The logging class returning each dict but also a complete callback_metric dict. See:
https://github.com/PyTorchLightning/pytorch-lightning/blob/master/pytorch_lightning/trainer/logging.py#L171-L179

So I think you could access all metric dicts by trainer.some_dict (progress_bar_metrics, callback_metrics). The question is I think if there is any value overwritten and gone forever. Currently I think it isn't.

EDIT:
I think that returning the following dict would overwrite it without getting it back:

{
    'loss': loss,
    'value': 1,
    'progress_bar': { 'value': 2}
}

where callback_metrics['value'] == 2. Same when passing 'value' to logs. Don't know if this case should be handled but I think it could lead to bugs. Some ideas how it could be solved:

Do not collect log and progress bar metrics in callback_metrics (but in the comments there is written it should...)
Leave the log and progress_bar logs in different sub dicts (like callback_metrics['progress_bar']['value']. Don't know if this would lead to other errors.
Give it priorities and add it to the docs. Like first prior would have the callback_metric, then logs, then progress_bar (like {'value': 1, 'progress_bar': {'value': 3}, 'logs': {'value': 2}})
?

Think this should be discussed more.

olineumann on 4 May 2020

Hey here is an example:
https://colab.research.google.com/drive/1kYjEH2h5Ki9ygZ0XlA6hpbcxA1L1NNzb?usp=sharing

IMO training output should contain only values that will be used at the epoch end step, and not contain progress_bar \ log values, so this is a valid solution. At least I expected it to be this way and was considerably surprised when it didn't.

kessido on 4 May 2020

@kessido Good example! This could be normal usage. I would wait for other opinions and ideas. Maybe I try solution 2 above the next days and check which tests will fail or which classes will be affected. But I think this could be a little bit harder.

Another quick solution would be to append a prefix to log and progress_bar dict values. This wouldn't affect other classes I think but could lead also to collisions.

Let's see what others will say or what ideas they have.

olineumann on 5 May 2020

😄1

I agree, the log and progress bar dict should not end up in epoch_end.

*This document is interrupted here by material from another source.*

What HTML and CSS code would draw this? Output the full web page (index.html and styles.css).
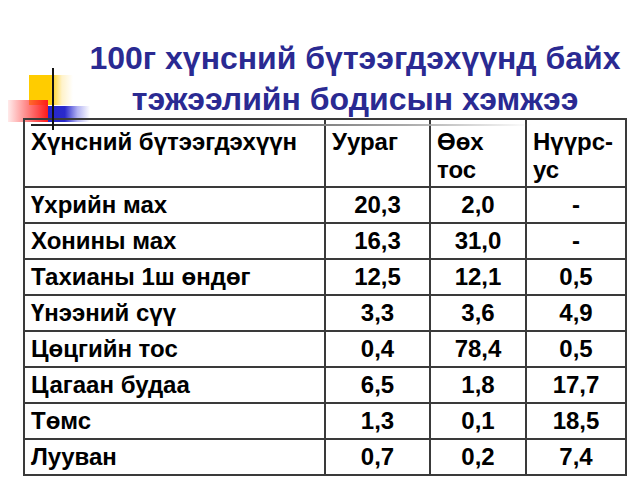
FILE: index.html
```html
<!DOCTYPE html>
<html lang="mn">
<head>
<meta charset="utf-8">
<title>100г хүнсний бүтээгдэхүүнд байх тэжээлийн бодисын хэмжээ</title>
<link rel="stylesheet" href="styles.css">
</head>
<body>
<div class="slide">
  <div class="deco deco-yellow"></div>
  <div class="deco deco-red"></div>
  <div class="deco deco-blue"></div>
  <div class="deco deco-vline"></div>

  <h1 class="title">100г хүнсний бүтээгдэхүүнд байх<br>тэжээлийн бодисын хэмжээ</h1>

  <div class="table-wrap">
    <table class="nutri">
      <colgroup>
        <col class="c-name">
        <col class="c-num1">
        <col class="c-num2">
        <col class="c-num3">
      </colgroup>
      <tr class="head">
        <td>Хүнсний бүтээгдэхүүн</td>
        <td>Уураг</td>
        <td>Өөх<br>тос</td>
        <td>Нүүрс-<br>ус</td>
      </tr>
      <tr><td>Үхрийн мах</td><td class="n">20,3</td><td class="n">2,0</td><td class="n">-</td></tr>
      <tr><td>Хонины мах</td><td class="n">16,3</td><td class="n">31,0</td><td class="n">-</td></tr>
      <tr><td>Тахианы 1ш өндөг</td><td class="n">12,5</td><td class="n">12,1</td><td class="n">0,5</td></tr>
      <tr><td>Үнээний сүү</td><td class="n">3,3</td><td class="n">3,6</td><td class="n">4,9</td></tr>
      <tr><td>Цөцгийн тос</td><td class="n">0,4</td><td class="n">78,4</td><td class="n">0,5</td></tr>
      <tr><td>Цагаан будаа</td><td class="n">6,5</td><td class="n">1,8</td><td class="n">17,7</td></tr>
      <tr><td>Төмс</td><td class="n">1,3</td><td class="n">0,1</td><td class="n">18,5</td></tr>
      <tr><td>Лууван</td><td class="n">0,7</td><td class="n">0,2</td><td class="n">7,4</td></tr>
    </table>
    <div class="deco deco-hline"></div>
  </div>
</div>
</body>
</html>
```
FILE: styles.css
```css
html, body {
  margin: 0;
  padding: 0;
  background: #ffffff;
}

.slide {
  position: relative;
  width: 638px;
  height: 478px;
  overflow: hidden;
  background: #ffffff;
  font-family: "Liberation Sans", Arial, sans-serif;
  padding-top: 38px;
  box-sizing: border-box;
}

.title {
  margin: 0 0 0 72px;
  width: 566px;
  font-size: 32px;
  line-height: 41px;
  font-weight: 700;
  text-align: center;
  color: #2a2a92;
  white-space: nowrap;
}

.table-wrap {
  position: relative;
  margin-top: -2px;
  margin-left: 23px;
  width: 602px;
}

.nutri {
  border-collapse: collapse;
  width: 602px;
  table-layout: fixed;
  font-family: "Liberation Sans", Arial, sans-serif;
  font-size: 24px;
  font-weight: 700;
  color: #000;
  border: 2px solid #1a1a1a;
}

.c-name { width: 301px; }
.c-num1 { width: 105px; }
.c-num2 { width: 96px; }
.c-num3 { width: 100px; }

.nutri td {
  border: 2px solid #3a3a3a;
  padding: 0 6px;
  height: 34px;
  line-height: 26px;
  font-weight: 700;
  vertical-align: middle;
  white-space: nowrap;
}

.nutri td.n {
  text-align: center;
  padding: 0;
}

.nutri tr.head td {
  height: 68px;
  line-height: 28px;
  vertical-align: top;
  padding-top: 8px;
  padding-left: 6px;
  box-sizing: border-box;
}

.deco {
  position: absolute;
}

.deco-yellow {
  left: 29px;
  top: 75px;
  width: 44px;
  height: 30px;
  background: linear-gradient(to right, #ffcc00 0%, #ffcc00 48%, rgba(255, 230, 150, 0.5) 75%, rgba(255, 255, 255, 0) 100%);
}

.deco-red {
  left: 8px;
  top: 100px;
  width: 40px;
  height: 22px;
  background: linear-gradient(to right, rgba(255, 120, 120, 0.15) 0%, rgba(255, 60, 60, 0.7) 55%, #ff1a1a 100%);
}

.deco-blue {
  left: 48px;
  top: 106px;
  width: 42px;
  height: 16px;
  background: linear-gradient(to right, #2626c8 0%, #2a2acc 40%, rgba(100, 100, 230, 0.5) 70%, rgba(255, 255, 255, 0) 100%);
}

.deco-vline {
  left: 52px;
  top: 68px;
  width: 2px;
  height: 62px;
  background: #111;
  z-index: 2;
}

.deco-hline {
  left: 8px;
  top: 6px;
  width: 500px;
  height: 2px;
  background: linear-gradient(to right, #222 0%, #555 40%, #aaa 75%, rgba(220, 220, 220, 0) 100%);
}
```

If one really wants to collect a metric from these subdicts in epoch end, then one should simply store a copy of it in the top-level dict.

Unrelated, but noticed in your colab: You have a acc key in training_step and an acc_key in epoch end for the logger. This is not good, since this will affect the global_step in the logger and increase it by 1 after every epoch. You should rename it to "epoch_acc" or something like that.

awaelchli on 6 May 2020

❤1

I agree, the log and progress bar dict should not end up in epoch_end. If one really wants to collect a metric from these subdicts in epoch end, then one should simply store a copy of it in the top-level dict.

Unrelated, but noticed in your colab: You have a acc key in training_step and an acc_key in epoch end for the logger. This is not good, since this will affect the global_step in the logger and increase it by 1 after every epoch. You should rename it to "epoch_acc" or something like that.

Haha, nice catch! 😆
I usually call them with "train_x" or "val_x"~ but I just wrote it as an example :)

kessido on 6 May 2020

If no one else responding I'll add a PR for that. The simplest solution I tested was just remove adding log and progress bar dict to callback metric. I had to change the base model validation step in tests to pass.

olineumann on 12 May 2020

❤1

hey awesome, I will review PR as soon as I have time! Thanks for your effort

awaelchli on 12 May 2020

❤2

@awaelchli are you preparing another pr then the ref #1800?

Borda on 12 May 2020

No, if @olineumann's pr addresses the issue, it should not be necessary

awaelchli on 13 May 2020

This issue has been automatically marked as stale because it has not had recent activity. It will be closed if no further activity occurs. Thank you for your contributions.